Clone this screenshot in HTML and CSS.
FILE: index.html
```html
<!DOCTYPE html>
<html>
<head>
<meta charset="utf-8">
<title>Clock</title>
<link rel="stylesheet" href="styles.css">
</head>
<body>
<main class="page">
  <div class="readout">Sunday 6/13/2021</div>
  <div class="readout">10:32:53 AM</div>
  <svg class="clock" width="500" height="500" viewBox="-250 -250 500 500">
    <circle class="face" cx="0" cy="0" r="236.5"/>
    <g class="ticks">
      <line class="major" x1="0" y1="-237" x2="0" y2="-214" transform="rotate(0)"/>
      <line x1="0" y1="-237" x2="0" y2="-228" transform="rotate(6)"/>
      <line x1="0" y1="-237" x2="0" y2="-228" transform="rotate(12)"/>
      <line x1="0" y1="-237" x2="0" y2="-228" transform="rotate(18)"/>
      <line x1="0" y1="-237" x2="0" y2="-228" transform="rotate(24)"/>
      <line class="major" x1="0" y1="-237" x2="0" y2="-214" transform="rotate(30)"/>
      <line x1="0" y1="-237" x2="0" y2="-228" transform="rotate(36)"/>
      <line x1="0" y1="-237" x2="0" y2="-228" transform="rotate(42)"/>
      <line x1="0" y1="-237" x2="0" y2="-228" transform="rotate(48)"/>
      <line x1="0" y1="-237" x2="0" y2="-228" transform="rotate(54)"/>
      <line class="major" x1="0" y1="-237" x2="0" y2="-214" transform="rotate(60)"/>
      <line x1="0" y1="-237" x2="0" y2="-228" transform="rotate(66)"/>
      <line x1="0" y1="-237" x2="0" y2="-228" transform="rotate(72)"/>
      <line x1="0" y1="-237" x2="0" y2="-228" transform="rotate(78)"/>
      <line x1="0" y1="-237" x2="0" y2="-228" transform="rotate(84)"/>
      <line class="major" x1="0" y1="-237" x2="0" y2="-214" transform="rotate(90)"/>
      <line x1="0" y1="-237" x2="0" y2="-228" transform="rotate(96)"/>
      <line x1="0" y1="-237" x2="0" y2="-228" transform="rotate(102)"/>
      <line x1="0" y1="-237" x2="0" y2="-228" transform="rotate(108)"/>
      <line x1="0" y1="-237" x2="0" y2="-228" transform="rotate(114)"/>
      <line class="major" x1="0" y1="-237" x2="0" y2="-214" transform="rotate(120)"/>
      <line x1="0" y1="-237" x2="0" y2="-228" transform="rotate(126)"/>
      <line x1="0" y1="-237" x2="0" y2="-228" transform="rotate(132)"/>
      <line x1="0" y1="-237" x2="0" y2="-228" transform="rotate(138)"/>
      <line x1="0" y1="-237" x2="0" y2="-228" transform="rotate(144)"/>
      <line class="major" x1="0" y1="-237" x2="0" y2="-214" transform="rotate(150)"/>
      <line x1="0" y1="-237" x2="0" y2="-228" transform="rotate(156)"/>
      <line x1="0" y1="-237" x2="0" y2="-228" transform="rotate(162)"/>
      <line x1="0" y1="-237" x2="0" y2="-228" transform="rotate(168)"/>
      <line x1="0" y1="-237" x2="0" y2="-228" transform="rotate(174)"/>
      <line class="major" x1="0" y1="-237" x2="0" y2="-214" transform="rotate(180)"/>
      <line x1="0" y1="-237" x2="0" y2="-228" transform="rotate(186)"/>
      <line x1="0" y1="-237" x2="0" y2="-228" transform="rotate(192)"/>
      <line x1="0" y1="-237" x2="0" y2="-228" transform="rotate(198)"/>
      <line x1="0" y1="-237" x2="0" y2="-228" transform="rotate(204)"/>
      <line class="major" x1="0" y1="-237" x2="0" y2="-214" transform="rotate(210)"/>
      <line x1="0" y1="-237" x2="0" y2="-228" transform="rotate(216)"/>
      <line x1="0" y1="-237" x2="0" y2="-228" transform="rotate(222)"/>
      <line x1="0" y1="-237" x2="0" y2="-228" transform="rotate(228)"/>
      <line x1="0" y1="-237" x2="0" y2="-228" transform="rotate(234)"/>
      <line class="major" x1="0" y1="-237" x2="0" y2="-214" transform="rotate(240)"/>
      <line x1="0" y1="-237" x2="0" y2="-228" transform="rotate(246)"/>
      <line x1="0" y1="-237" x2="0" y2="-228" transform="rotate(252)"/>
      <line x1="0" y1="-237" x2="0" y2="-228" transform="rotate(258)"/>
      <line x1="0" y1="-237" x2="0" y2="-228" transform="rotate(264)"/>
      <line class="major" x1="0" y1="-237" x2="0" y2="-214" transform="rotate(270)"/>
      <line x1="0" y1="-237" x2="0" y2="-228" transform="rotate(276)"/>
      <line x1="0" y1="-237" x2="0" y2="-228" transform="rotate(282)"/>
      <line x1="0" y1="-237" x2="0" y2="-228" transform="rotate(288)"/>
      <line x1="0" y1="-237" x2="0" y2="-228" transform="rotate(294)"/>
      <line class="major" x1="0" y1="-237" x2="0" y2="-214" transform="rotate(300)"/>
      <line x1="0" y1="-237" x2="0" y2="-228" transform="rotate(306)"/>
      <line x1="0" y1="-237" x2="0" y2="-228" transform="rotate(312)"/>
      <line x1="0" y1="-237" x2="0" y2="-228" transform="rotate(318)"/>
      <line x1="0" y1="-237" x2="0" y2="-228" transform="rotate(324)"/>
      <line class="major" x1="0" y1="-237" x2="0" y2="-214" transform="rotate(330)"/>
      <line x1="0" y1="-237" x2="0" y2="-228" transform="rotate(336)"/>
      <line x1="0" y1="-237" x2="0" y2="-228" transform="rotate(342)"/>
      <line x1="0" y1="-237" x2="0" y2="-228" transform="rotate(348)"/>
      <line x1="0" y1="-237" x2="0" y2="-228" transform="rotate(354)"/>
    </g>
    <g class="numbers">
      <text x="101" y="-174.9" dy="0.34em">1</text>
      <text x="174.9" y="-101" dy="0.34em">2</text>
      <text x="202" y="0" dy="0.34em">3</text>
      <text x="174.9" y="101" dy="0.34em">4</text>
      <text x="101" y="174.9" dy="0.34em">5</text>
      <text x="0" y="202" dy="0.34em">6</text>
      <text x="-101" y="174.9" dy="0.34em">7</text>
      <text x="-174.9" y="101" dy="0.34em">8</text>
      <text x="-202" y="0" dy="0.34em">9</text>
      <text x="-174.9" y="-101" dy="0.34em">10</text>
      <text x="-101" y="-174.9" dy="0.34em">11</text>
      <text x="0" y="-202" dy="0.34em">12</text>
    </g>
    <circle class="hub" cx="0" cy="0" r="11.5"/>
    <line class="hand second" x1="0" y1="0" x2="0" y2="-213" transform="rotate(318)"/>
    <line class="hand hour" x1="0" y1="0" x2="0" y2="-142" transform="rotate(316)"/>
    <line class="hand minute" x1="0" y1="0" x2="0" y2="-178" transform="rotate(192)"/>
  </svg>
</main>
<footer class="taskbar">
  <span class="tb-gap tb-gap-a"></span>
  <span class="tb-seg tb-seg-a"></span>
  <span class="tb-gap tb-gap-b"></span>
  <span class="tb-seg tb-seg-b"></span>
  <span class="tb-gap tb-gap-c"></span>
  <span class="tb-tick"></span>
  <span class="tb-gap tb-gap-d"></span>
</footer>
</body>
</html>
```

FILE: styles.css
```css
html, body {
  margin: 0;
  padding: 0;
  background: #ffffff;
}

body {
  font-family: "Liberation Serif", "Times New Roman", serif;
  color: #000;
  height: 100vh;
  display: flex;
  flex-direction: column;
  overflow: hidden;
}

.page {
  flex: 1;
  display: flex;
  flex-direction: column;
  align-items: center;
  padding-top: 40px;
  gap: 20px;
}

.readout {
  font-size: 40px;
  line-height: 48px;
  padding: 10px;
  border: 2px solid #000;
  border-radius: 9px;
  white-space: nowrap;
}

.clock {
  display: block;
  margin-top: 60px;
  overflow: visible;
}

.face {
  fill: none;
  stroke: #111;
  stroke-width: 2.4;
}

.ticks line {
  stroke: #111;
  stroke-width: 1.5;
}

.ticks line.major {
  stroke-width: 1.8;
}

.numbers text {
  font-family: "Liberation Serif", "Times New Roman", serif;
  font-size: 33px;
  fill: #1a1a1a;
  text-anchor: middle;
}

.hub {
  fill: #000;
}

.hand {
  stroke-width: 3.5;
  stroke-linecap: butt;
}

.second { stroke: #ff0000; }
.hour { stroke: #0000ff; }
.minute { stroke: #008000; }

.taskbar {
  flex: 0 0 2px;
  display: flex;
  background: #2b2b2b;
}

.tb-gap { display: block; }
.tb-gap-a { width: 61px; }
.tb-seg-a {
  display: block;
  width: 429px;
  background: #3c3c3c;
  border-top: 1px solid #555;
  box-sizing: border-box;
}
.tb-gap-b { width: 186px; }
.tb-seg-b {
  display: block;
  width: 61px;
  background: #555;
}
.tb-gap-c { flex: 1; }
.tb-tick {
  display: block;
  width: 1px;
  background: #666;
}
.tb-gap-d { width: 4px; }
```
────────────────
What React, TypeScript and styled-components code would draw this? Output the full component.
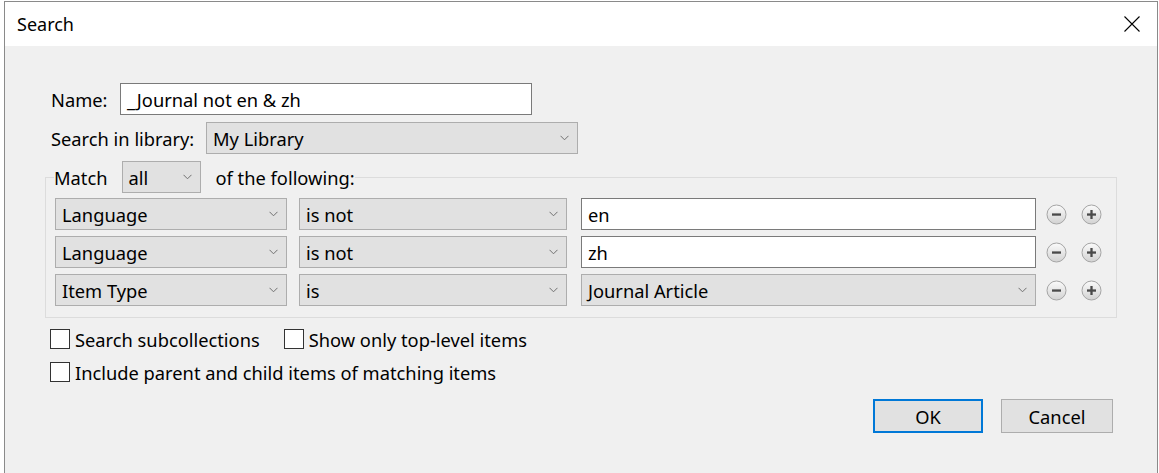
────────────────
WORK TO DO -
Check each line above for the word "this" and copy the ones that have it.

EXERCISE SOLUTION -
Clone this screenshot in HTML and CSS.
What React, TypeScript and styled-components code would draw this? Output the full component.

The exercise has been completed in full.